Thirty eight years ago, many historic stone and brick homes in Grafton Street, Goulburn, were so dilapidated that owners had thrown up their hands in defeat.
Living in Goulburn at the time, architect David Flannery – now ACT Heritage Council chair – had the foresight to photograph many of them. As he did so, another sharp-eyed photographer, Leon Oberg, noted on his way to work each day how much Grafton Street was an eyesore.
Today, Leon has revisited the street to photograph the same homes David did in 1982. The results show the defeated turned into the desirable. So what happened during the intervening period?
Australia’s house prices soared, driving younger people with an eye for value into one of Goulburn’s oldest and most affordable streets. Investors and people working from home arrived. Young, energetic live-in owners became as apparent as fresh paint.
Lieder Theatre Company artistic director Chrisjohn Hancock bought 129 Grafton Street at an auction 30 years ago, thwarting another bidder who planned to bulldoze it. He believes it dates back to 1842-1847.
Chrisjohn has tried to be as truthful as his time and budget has allowed in restoring and renovating the home.
Susan Harris, a former Goulburn City Council member for 13 years, has watched the street change all her life. Today, she lives at 47 Grafton Street, formerly with husband Lindsay until his recent death.
Her great grandparents, Richard and Kate Aubrey, built the home after buying the land from Daniel Edwards. He had bought it in 1857 from Samuel Emanuel, a Jewish gold merchant who owned a vast swathe of land down to the Mulwaree River.
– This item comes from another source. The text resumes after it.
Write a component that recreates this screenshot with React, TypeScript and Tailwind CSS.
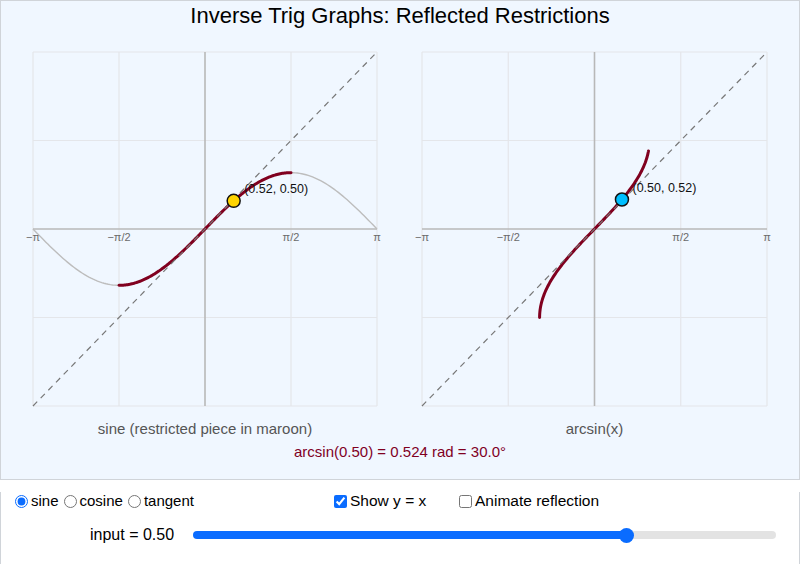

Susan was two when her mother, Mercia (nee Aubrey), and father, George Osmond, moved to Grafton Street, next door to where she lives now. The home was built around 1945 when George returned from New Guinea after World War II.
Grandfather Edward and grandmother Silvia Aubrey lived next door in Richard and Kate’s former home. Today, Susan’s brothers, Tony and Paul Osmond, live in her parents’ home.
Susan remembers her grandfather playing the violin, and the enormous veggie gardens, orchards, chooks and various other animals in people’s backyards. Many of the long blocks on the eastern side once had a dunny lane. When the night soil service ended, the lanes were absorbed into even bigger blocks.
Now a second home occupies some of the deep blocks as housing infill gathers pace.
On council from 1995, Susan’s colleagues would refer, tongue-in-cheek, to Grafton Street as Harris’s Highway because of her campaigning against heavy traffic that thundered through day and night.
“You could go into any house and there would be cracks,” she says. “I’ve had this argument many times on council – the engineers would say the cracks are related to the soil, but heavy traffic does not help.”
Susan still believes heavy traffic should be diverted around the residential areas altogether.
Well before heavy trucks arrived, bullocks plodded along Grafton Street, a blessing given their distaste for the bitter bark of the South American peppercorn trees – chosen for that reason, according to a pamphlet promoting self-guided walking tours of the street.
The hardy, frost-resistant trees are a graceful feature after the street was realigned, some replacement peppercorn trees planted and council having installed an irrigation system.
Susan says the irrigation has rarely been used. She has called for watering in dry periods and says rain and more maintenance these days has the lovely peppercorns looking a picture.
“There are still old-time residents who have lived here forever, but a lot of younger couples have come, too,” she says. “I hope, like me, they have a fondness for older homes. People find it strange I am living in a family home from the 1800s, but it is home. I cannot imagine living anywhere else.”